Schon in den Familien erkennt man, dass sich grundsätzlich etwas verändert hat
Dass sich grundsätzlich etwas verändert hat, kann man aber schon in den Familien erkennen. Jeder, der schon einmal Familienbesuch in Spanien erlebt oder beobachtet hat, weiß: Küsschen, Umarmung und das Herumreichen von Babies und Kleinkindern gehört unausweichlich dazu.
Wir, mein Mann und ich, kommen diesmal mit dem drei Monate alten Baby und der fünfjährigen Tochter. Bei den spanischen Schwiegereltern ist alles wie gewohnt – ganz anders aber bei Tanten, Onkeln, Freunden und Cousinen. Sie kommen nur mit Maske, halten Abstand und fassen weder uns noch die Kinder an, das Baby bleibt unbehelligt im Kinderwagen liegen. Stattdessen gibt es Geschenke und die auch in Spanien verbreitete Begrüßung mit dem Ellenbogen.

Zu diesem vollkommen veränderten Eindruck der spanischen Gemeinschaft passt, dass wirklich überall Desinfektionsmittel zur Verfügung stehen – an allen öffentlichen Orten, vom Flughafen bis zum Einzelhandel und zur Kathedrale. Hinzu kommt eine allumfassende Maskenpflicht. Die Maske tragen alle ab sechs Jahren überall außerhalb des eigenen Hauses. Auch beim Wandern in den Bergen, am Strand und bei offenem Fenster im Auto.
„Es gibt Regelungen aus Madrid, die alle betreffen, zusätzlich treffen die autonomen Regionen ihre eigenen Bestimmungen“, erklärt Manoli Martín. Das bedeutet zwar, dass in Madrid andere Regeln gelten können als in Valencia oder Barcelona. Grundsätzlich aber sei die wichtigste Regel für Kultur, „dass alles stattfinden kann, so lange Hygienekonzepte, Sicherheitsabstände und Maskenpflicht eingehalten werden können“.

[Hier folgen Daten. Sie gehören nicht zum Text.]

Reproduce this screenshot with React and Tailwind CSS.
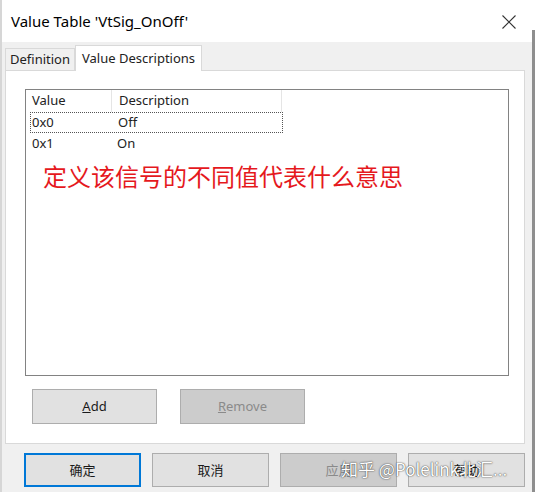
import React from 'react'

const ui = { fontFamily: '"Noto Sans", "Liberation Sans", "Noto Sans CJK SC", sans-serif' }
const cjk = { fontFamily: '"Noto Sans CJK SC", "Noto Sans", sans-serif' }

function Btn({ children, primary, disabled, className = '' }) {
  return (
    <div
      className={`flex items-center justify-center text-[13px] ${
        primary ? 'border-2 border-[#0078d7]' : 'border border-[#adadad]'
      } ${disabled ? 'bg-[#cccccc] text-[#8a8a8a]' : 'bg-[#e1e1e1] text-[#1a1a1a]'} ${className}`}
    >
      {children}
    </div>
  )
}

export default function App() {
  return (
    <div className="relative w-[535px] h-[492px] bg-[#f0f0f0] border-l-2 border-[#d6d6d6] overflow-hidden" style={ui}>
      {/* title bar */}
      <div className="h-[42px] bg-white flex items-center justify-between pl-[9px] pr-[19px]">
        <span className="text-[15px] text-black">Value Table 'VtSig_OnOff'</span>
        <svg width="14" height="14" viewBox="0 0 14 14" className="mt-[1px]">
          <path d="M0.5 0.5 L13.5 13.5 M13.5 0.5 L0.5 13.5" stroke="#333" strokeWidth="1.1" fill="none" />
        </svg>
      </div>
      <div className="absolute right-0 top-[30px] w-[3px] h-[462px] bg-[#8e8e8e]" />

      {/* tabs */}
      <div className="flex items-end pl-[3px] h-[28px]">
        <div className="h-[22px] px-[4px] flex items-center border border-b-0 border-[#d9d9d9] bg-[#f0f0f0] text-[13px] text-[#222]">
          Definition
        </div>
        <div className="h-[26px] px-[6px] flex items-center border border-b-0 border-[#d9d9d9] bg-white text-[13px] text-[#222] -mb-[1px] relative z-10">
          Value Descriptions
        </div>
      </div>

      {/* panel */}
      <div className="ml-[3px] w-[520px] h-[374px] bg-white border border-[#d9d9d9] pt-[18px] pl-[19px]">
        <div className="w-[484px] h-[287px] border border-[#828282] text-[13px] text-[#222]">
          <div className="flex h-[22px] items-center">
            <div className="w-[86px] pl-[6px] h-full flex items-center border-r border-[#e5e5e5]">Value</div>
            <div className="w-[170px] pl-[7px] h-full flex items-center border-r border-[#e5e5e5]">Description</div>
          </div>
          <div className="flex h-[21px] items-center ml-[4px] w-[253px] border border-dotted border-[#555]">
            <div className="w-[82px] pl-[1px]">0x0</div>
            <div className="pl-[5px]">Off</div>
          </div>
          <div className="flex h-[21px] items-center ml-[4px]">
            <div className="w-[82px] pl-[2px]">0x1</div>
            <div className="pl-[5px]">On</div>
          </div>
          <div className="mt-[7px] ml-[17px] text-[24px] leading-[30px] text-[#e5181d]" style={cjk}>
            定义该信号的不同值代表什么意思
          </div>
        </div>
        <div className="flex gap-[23px] mt-[13px] ml-[7px]">
          <Btn className="w-[125px] h-[35px]">
            <span><span className="underline">A</span>dd</span>
          </Btn>
          <Btn className="w-[125px] h-[35px]" disabled>
            <span><span className="underline">R</span>emove</span>
          </Btn>
        </div>
      </div>

      {/* bottom buttons */}
      <div className="flex gap-[11px] pl-[22px] mt-[9px]" style={cjk}>
        <Btn className="w-[117px] h-[34px]" primary>确定</Btn>
        <Btn className="w-[117px] h-[34px]">取消</Btn>
        <Btn className="w-[117px] h-[34px]" disabled>应用</Btn>
        <Btn className="w-[117px] h-[34px]">帮助</Btn>
      </div>

      {/* watermark */}
      <div
        className="absolute left-[339px] top-[456px] text-[17px] text-white whitespace-nowrap"
        style={{ ...cjk, textShadow: '0 0 1px rgba(0,0,0,0.7), 0 0 2px rgba(0,0,0,0.5)' }}
      >
        知乎 @Polelink北汇...
      </div>
    </div>
  )
}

Das Beispiel Spanien zeigt auch: Menschen tun viel für Kultur, wenn man sie lässt
Für den Gaststättenbetrieb gelten andere Regeln, weshalb der Verzehr von Speisen und Getränken in Kinos, Konzertsälen und Theatern nicht gestattet ist. Der große Saal der Unió Musical in Lliria ist lüftungstechnisch gut ausgestattet, so dass dort auch Konzerte mit dem jungen Orchester oder der Banda, der Blaskapelle, stattfinden können. In Profi-Orchestern, so lerne ich vom Leiter des Laienorchesters in Lliria, sind seit Ende letzten Jahres regelmäßige PCR-Tests Pflicht. „Da kam es schon mal vor, dass Konzerte ausfallen mussten. Nach der Quarantäne und mit negativen Tests ging es dann aber wieder weiter.“
Was können wir daraus lernen? In erster Linie, dass Hygiene, Abstand und Masken sehr wirksam sein können. So wirksam, dass Kultur eben auch in Zeiten von Corona möglich ist. Das Beispiel Spanien zeigt auch: Menschen tun viel für Kultur, wenn man sie lässt. Auch und gerade in herausfordernden Zeiten. Und wenn man erlebt, wie die Puppenspielerin Elisa Matallín und die Kinder gemeinsam Spaß haben, sind diese Zeiten schon ein bisschen weniger herausfordernd.